■ **Raw data**

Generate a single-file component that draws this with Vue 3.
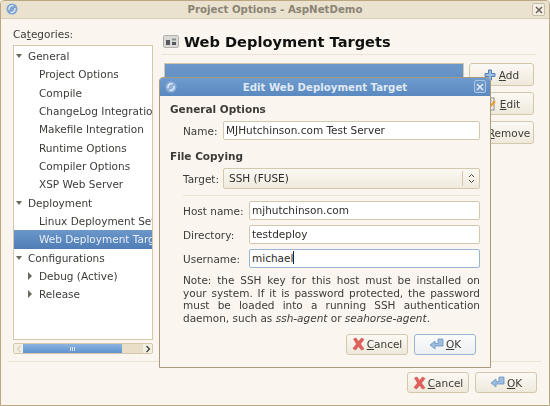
<template>
  <div class="window">
    <div class="titlebar">
      <svg class="app-icon" viewBox="0 0 12 12" width="12" height="12">
        <circle cx="6" cy="6" r="5.5" fill="#7ea4d2" />
        <path d="M3 7C2.500 4 5 2 7.500 3M9 5C9.500 8 7 10 4.500 9" fill="none" stroke="#e8eef6" stroke-width="1.3" />
      </svg>
      <span class="title-text">Project Options - AspNetDemo</span>
      <span class="close-btn">
        <svg viewBox="0 0 8 8" width="8" height="8"><path d="M1 1L7 7M7 1L1 7" stroke="#6b6355" stroke-width="1.5" /></svg>
      </span>
    </div>

    <div class="main">
      <div class="sidebar">
        <div class="cat-label">Ca<u>t</u>egories:</div>
        <div class="tree">
          <div v-for="r in rows" :key="r.label" class="tree-row" :class="{ selected: r.selected }" :style="{ paddingLeft: r.indent + 'px' }">
            <span v-if="r.arrow" class="arrow" :class="r.arrow"></span>
            <span class="tree-label">{{ r.label }}</span>
          </div>
        </div>
        <div class="hscroll">
          <span class="hscroll-end">
            <svg viewBox="0 0 6 8" width="6" height="8"><path d="M4.500 1L1.500 4L4.500 7" fill="none" stroke="#d8cdb8" stroke-width="1.2" /></svg>
          </span>
          <span class="hscroll-thumb"><span class="grip"></span></span>
          <span class="hscroll-rest"></span>
          <span class="hscroll-end right">
            <svg viewBox="0 0 6 8" width="6" height="8"><path d="M1.500 1L4.500 4L1.500 7" fill="none" stroke="#3b3934" stroke-width="1.2" /></svg>
          </span>
        </div>
      </div>

      <div class="page">
        <div class="page-head">
          <svg class="page-icon" viewBox="0 0 16 13" width="16" height="13">
            <rect x="0.5" y="0.5" width="15" height="12" rx="1.5" fill="#dcdad6" stroke="#b5b2ac" />
            <rect x="3" y="5" width="4" height="5" fill="#55595f" />
            <rect x="9" y="3.500" width="4" height="2" fill="#8a8e94" />
            <rect x="9" y="7" width="4" height="3" fill="#55595f" />
          </svg>
          <span class="page-title">Web Deployment Targets</span>
        </div>
        <div class="page-body">
          <div class="target-list"><div class="target-sel"></div></div>
          <div class="side-btns">
            <button class="btn">
              <svg viewBox="0 0 12 12" width="12" height="12"><path d="M4.500 1H7.500V4.500H11V7.500H7.500V11H4.500V7.500H1V4.500H4.500Z" fill="#9dbde2" stroke="#4f7fb8" /></svg>
              <span><u>A</u>dd</span>
            </button>
            <button class="btn">
              <svg viewBox="0 0 14 14" width="14" height="14"><rect x="1" y="1" width="10" height="12" fill="#f4f2ee" stroke="#8d8b86" /><path d="M3 4H9M3 7H8M3 10H6" stroke="#9a9893" /><path d="M5 12L12 4" stroke="#ee9a1e" stroke-width="2" /></svg>
              <span><u>E</u>dit</span>
            </button>
            <button class="btn">
              <svg viewBox="0 0 12 12" width="12" height="12"><path d="M2 2L10 10M10 2L2 10" stroke="#d9534f" stroke-width="2.500" /></svg>
              <span><u>R</u>emove</span>
            </button>
          </div>
        </div>
      </div>
    </div>

    <div class="main-sep"></div>

    <div class="actions main-actions">
      <button class="btn action">
        <svg class="x-icon" viewBox="0 0 13 14" width="13" height="14"><path d="M1.500 2L4 1L6.500 4.500L9.500 1L12 2.500L8.500 7L12 12L9.500 13L6.500 9.500L3.500 13L1 11.500L4.500 7Z" fill="#e2605c" stroke="#c9504c" stroke-width="0.6" /></svg>
        <span><u>C</u>ancel</span>
      </button>
      <button class="btn action">
        <svg class="ok-icon" viewBox="0 0 15 13" width="15" height="13"><path d="M9 1H14V8H6V11L1 7L6 3V5.500H9Z" fill="#9cbce0" stroke="#6d95c4" stroke-width="0.8" /></svg>
        <span><u>O</u>K</span>
      </button>
    </div>

    <div class="dialog">
      <div class="titlebar dlg-bar">
        <svg class="app-icon" viewBox="0 0 12 12" width="12" height="12">
          <circle cx="6" cy="6" r="5.500" fill="#8fb0d8" />
          <path d="M3 7C2.500 4 5 2 7.500 3M9 5C9.500 8 7 10 4.500 9" fill="none" stroke="#eef2f8" stroke-width="1.3" />
        </svg>
        <span class="title-text">Edit Web Deployment Target</span>
        <span class="close-btn dlg-close">
          <svg viewBox="0 0 8 8" width="8" height="8"><path d="M1 1L7 7M7 1L1 7" stroke="#e4ebf4" stroke-width="1.5" /></svg>
        </span>
      </div>
      <div class="dlg-body">
        <div class="group-title">General Options</div>
        <div class="form-row name-row">
          <label class="lbl name-lbl">Name:</label>
          <div class="field">MJHutchinson.com Test Server</div>
        </div>
        <div class="group-title second">File Copying</div>
        <div class="form-row target-row">
          <label class="lbl name-lbl">Target:</label>
          <div class="field combo">
            <span>SSH (FUSE)</span>
            <span class="combo-arrows">
              <svg viewBox="0 0 7 11" width="7" height="11"><path d="M1 4L3.500 1.500L6 4M1 7L3.500 9.500L6 7" fill="none" stroke="#4a4843" stroke-width="1" /></svg>
            </span>
          </div>
        </div>
        <div class="dlg-sep"></div>
        <div class="form-row stack-row">
          <label class="lbl wide-lbl">Host name:</label>
          <div class="field">mjhutchinson.com</div>
        </div>
        <div class="form-row stack-row">
          <label class="lbl wide-lbl">Directory:</label>
          <div class="field">testdeploy</div>
        </div>
        <div class="form-row stack-row">
          <label class="lbl wide-lbl">Username:</label>
          <div class="field focused">michael<span class="caret"></span></div>
        </div>
        <p class="note">Note: the SSH key for this host must be installed on your system. If it is password protected, the password must be loaded into a running SSH authentication daemon, such as <i>ssh-agent</i> or <i>seahorse-agent</i>.</p>
        <div class="actions dlg-actions">
          <button class="btn action">
            <svg class="x-icon" viewBox="0 0 13 14" width="13" height="14"><path d="M1.500 2L4 1L6.500 4.500L9.500 1L12 2.500L8.500 7L12 12L9.500 13L6.500 9.500L3.500 13L1 11.500L4.500 7Z" fill="#e2605c" stroke="#c9504c" stroke-width="0.6" /></svg>
            <span><u>C</u>ancel</span>
          </button>
          <button class="btn action default">
            <svg class="ok-icon" viewBox="0 0 15 13" width="15" height="13"><path d="M9 1H14V8H6V11L1 7L6 3V5.500H9Z" fill="#9cbce0" stroke="#6d95c4" stroke-width="0.8" /></svg>
            <span><u>O</u>K</span>
          </button>
        </div>
      </div>
    </div>
  </div>
</template>

<script setup>
const rows = [
  { label: 'General', indent: 2, arrow: 'down' },
  { label: 'Project Options', indent: 25 },
  { label: 'Compile', indent: 25 },
  { label: 'ChangeLog Integration', indent: 25 },
  { label: 'Makefile Integration', indent: 25 },
  { label: 'Runtime Options', indent: 25 },
  { label: 'Compiler Options', indent: 25 },
  { label: 'XSP Web Server', indent: 25 },
  { label: 'Deployment', indent: 2, arrow: 'down' },
  { label: 'Linux Deployment Settings', indent: 25 },
  { label: 'Web Deployment Targets', indent: 25, selected: true },
  { label: 'Configurations', indent: 2, arrow: 'down' },
  { label: 'Debug (Active)', indent: 14, arrow: 'right' },
  { label: 'Release', indent: 14, arrow: 'right' }
]
</script>

<style>
html, body { margin: 0; background: #faf6ef; }
</style>

<style scoped>
.window {
  position: relative;
  width: 550px;
  height: 406px;
  box-sizing: border-box;
  border: 1px solid #bba883;
  border-radius: 4px 4px 0 0;
  background: #faf6ef;
  font-family: "DejaVu Sans", sans-serif;
  font-size: 10.5px;
  color: #3c3b37;
  display: flex;
  flex-direction: column;
  overflow: hidden;
  filter: blur(0.35px);
}
.titlebar {
  height: 17px;
  flex-shrink: 0;
  display: flex;
  align-items: center;
  justify-content: center;
  position: relative;
  background: #eae1cf;
  border-bottom: 1px solid #d9ceb8;
}
.app-icon { position: absolute; left: 5px; top: 2px; }
.title-text { font-size: 10.2px; font-weight: 700; color: #8a8474; }
.close-btn {
  position: absolute;
  right: 4px;
  top: 2px;
  width: 11px;
  height: 11px;
  border: 1px solid #c9bea8;
  border-radius: 2px;
  display: flex;
  align-items: center;
  justify-content: center;
  background: #f4efe5;
}
.main { display: flex; height: 342px; flex-shrink: 0; }
.sidebar { width: 152px; box-sizing: border-box; padding-left: 12px; flex-shrink: 0; }
.cat-label { margin-top: 9px; height: 17px; line-height: 13px; }
.tree {
  width: 140px;
  height: 295px;
  box-sizing: border-box;
  background: #fff;
  border: 1px solid #d3c7ad;
  overflow: hidden;
  padding-top: 1px;
}
.tree-row {
  height: 18.34px;
  line-height: 18px;
  display: flex;
  align-items: center;
  white-space: nowrap;
  position: relative;
}
.tree-row.selected {
  background: linear-gradient(#6b97c9, #4f7db5);
  color: #e8eef6;
}
.arrow { display: inline-block; width: 0; height: 0; flex-shrink: 0; }
.arrow.down {
  border-left: 3px solid transparent;
  border-right: 3px solid transparent;
  border-top: 4px solid #6a675f;
  margin-right: 6px;
}
.arrow.right {
  border-top: 4px solid transparent;
  border-bottom: 4px solid transparent;
  border-left: 4px solid #6a675f;
  margin-right: 7px;
}
.hscroll {
  margin-top: 3px;
  width: 140px;
  height: 11px;
  box-sizing: border-box;
  border: 1px solid #d3c7ad;
  border-radius: 2px;
  background: #e9dfc9;
  display: flex;
}
.hscroll-end {
  width: 9px;
  display: flex;
  align-items: center;
  justify-content: center;
  background: #f3eee2;
  flex-shrink: 0;
}
.hscroll-thumb {
  width: 99px;
  background: linear-gradient(#8db3e0, #5e92cf);
  display: flex;
  align-items: center;
  justify-content: center;
}
.grip { width: 5px; height: 4px; background: repeating-linear-gradient(90deg, #d6e4f4 0 1px, transparent 1px 2px); }
.hscroll-rest { flex: 1; }
.page { flex: 1; padding-left: 10px; min-width: 0; }
.page-head {
  display: flex;
  align-items: center;
  gap: 5px;
  width: 374px;
  height: 25px;
  margin-top: 10px;
  border-bottom: 1px solid #ebe3d4;
  margin-left: -1px;
}
.page-icon { margin-left: 1px; }
.page-title { font-size: 14.6px; font-weight: 700; color: #111; }
.page-body { display: flex; gap: 5px; margin-top: 8px; }
.target-list {
  width: 300px;
  height: 180px;
  box-sizing: border-box;
  border: 1px solid #d3c7ad;
  background: #fff;
  margin-left: 1px;
}
.target-sel { height: 40px; background: linear-gradient(#6b97c9, #5584bd); }
.side-btns { display: flex; flex-direction: column; gap: 6px; }
.btn {
  font: inherit;
  color: #3c3b37;
  width: 65px;
  height: 23px;
  box-sizing: border-box;
  padding: 0;
  display: flex;
  align-items: center;
  justify-content: center;
  gap: 3px;
  border: 1px solid #d3c7ad;
  border-radius: 3px;
  background: linear-gradient(#fbf9f4, #efe9dc);
}
.main-sep { height: 1px; margin: 0 8px 0 7px; background: #ebe3d4; flex-shrink: 0; }
.actions { display: flex; gap: 6px; }
.main-actions { justify-content: flex-end; padding-right: 12px; margin-top: 10px; }
.action { width: 62px; height: 21px; gap: 2px; }
.action.default { border-color: #9ab5d3; background: linear-gradient(#fbfbfa, #edf0f2); }
.dialog {
  position: absolute;
  left: 158px;
  top: 76px;
  width: 332px;
  height: 291px;
  box-sizing: border-box;
  border: 1px solid #a89a7c;
  border-top-left-radius: 4px;
  border-top-right-radius: 4px;
  background: #faf6ef;
  overflow: hidden;
}
.dlg-bar { background: linear-gradient(#6f9bcd, #5a89c0); border-bottom: none; height: 18px; }
.dlg-bar .title-text { color: #dfe8f3; }
.dlg-bar .app-icon { left: 5px; top: 3px; }
.dlg-close { background: #6d98ca; border-color: #a9c3e0; right: 4px; top: 2px; width: 10px; height: 11px; }
.dlg-body { padding: 0 10px 0 10px; }
.group-title { font-weight: 700; margin-top: 7px; height: 13px; line-height: 13px; }
.group-title.second { margin-top: 10px; }
.form-row { display: flex; align-items: center; padding-left: 13px; }
.name-row { margin-top: 5px; }
.target-row { margin-top: 5px; }
.lbl { flex-shrink: 0; }
.name-lbl { width: 40px; }
.wide-lbl { width: 66px; }
.field {
  flex: 1;
  height: 19px;
  box-sizing: border-box;
  border: 1px solid #d3c7ad;
  border-radius: 2px;
  background: #fff;
  padding-left: 2px;
  line-height: 17px;
  color: #2e2d2a;
}
.field.focused { border-color: #9ab5d3; position: relative; }
.caret { display: inline-block; width: 1px; height: 13px; background: #222; vertical-align: -2px; }
.field.combo {
  height: 21px;
  line-height: 19px;
  padding-left: 5px;
  background: linear-gradient(#fbf9f4, #efe9dc);
  display: flex;
  justify-content: space-between;
  align-items: center;
}
.combo-arrows {
  width: 16px;
  height: 15px;
  border-left: 1px solid #d3c7ad;
  display: flex;
  align-items: center;
  justify-content: center;
}
.dlg-sep { height: 1px; background: #ebe3d4; margin: 6px 0 5px 13px; }
.stack-row { height: 19px; margin-bottom: 5px; }
.note {
  margin: 6px 0 0 13px;
  line-height: 12.7px;
  text-align: justify;
}
.dlg-actions { justify-content: flex-end; margin-top: 9px; padding-right: 4px; }
</style>
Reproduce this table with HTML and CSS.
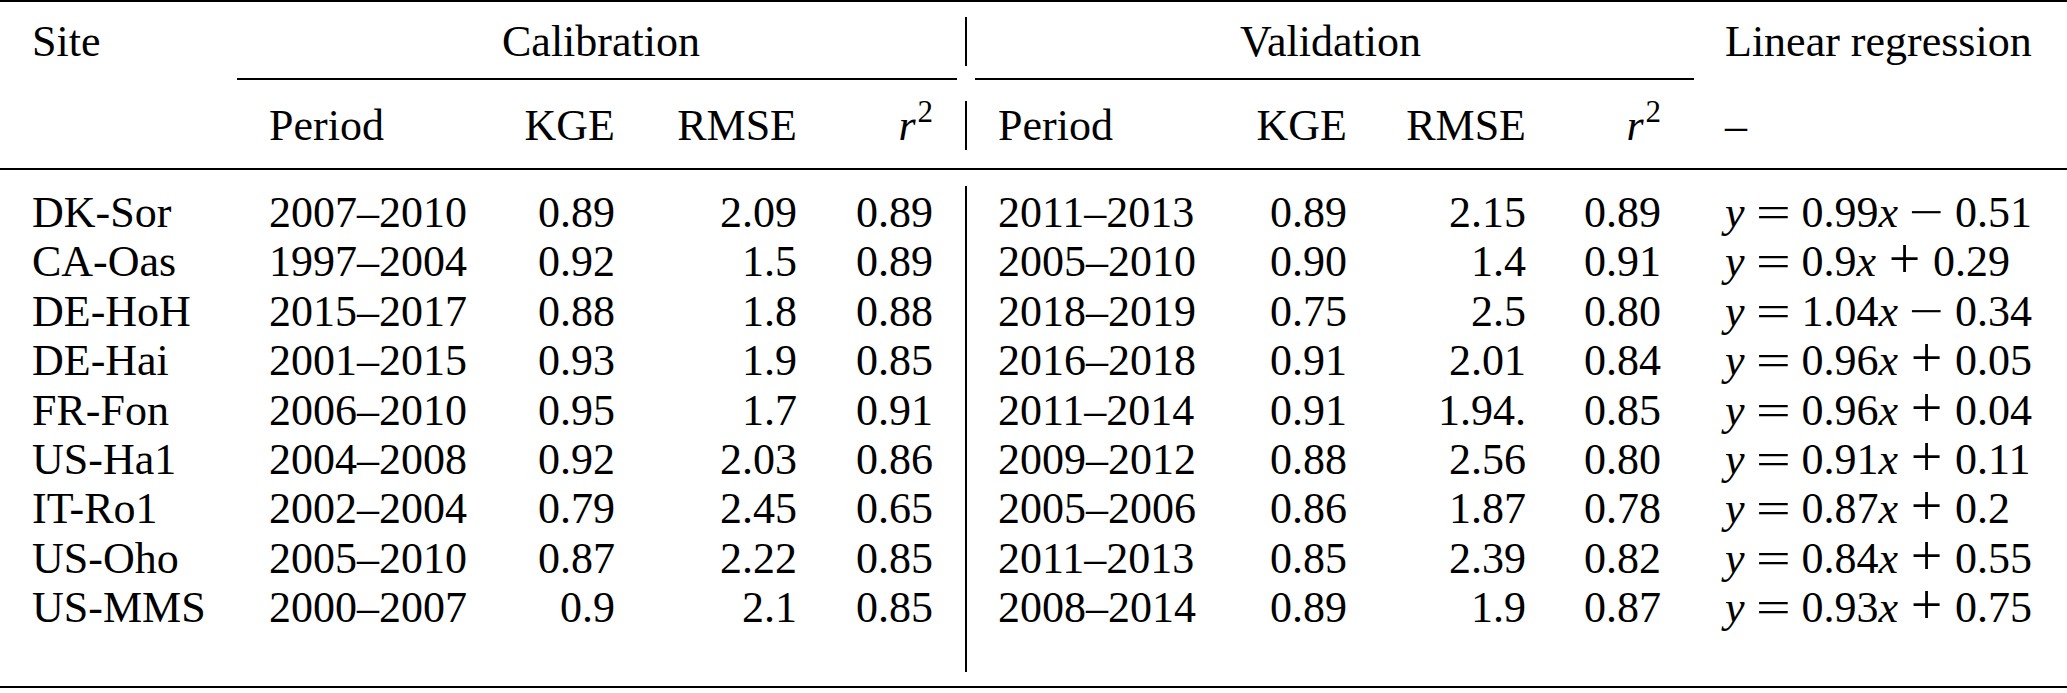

■ **Instruction**
In the entries above, identify every line with the string "this".

■ **Response to the task**
Generate a single-file component that draws this with Vue 3.
        <p class="note">Note: the SSH key for this host must be installed on your system. If it is password protected, the password must be loaded into a running SSH authentication daemon, such as <i>ssh-agent</i> or <i>seahorse-agent</i>.</p>
Reproduce this table with HTML and CSS.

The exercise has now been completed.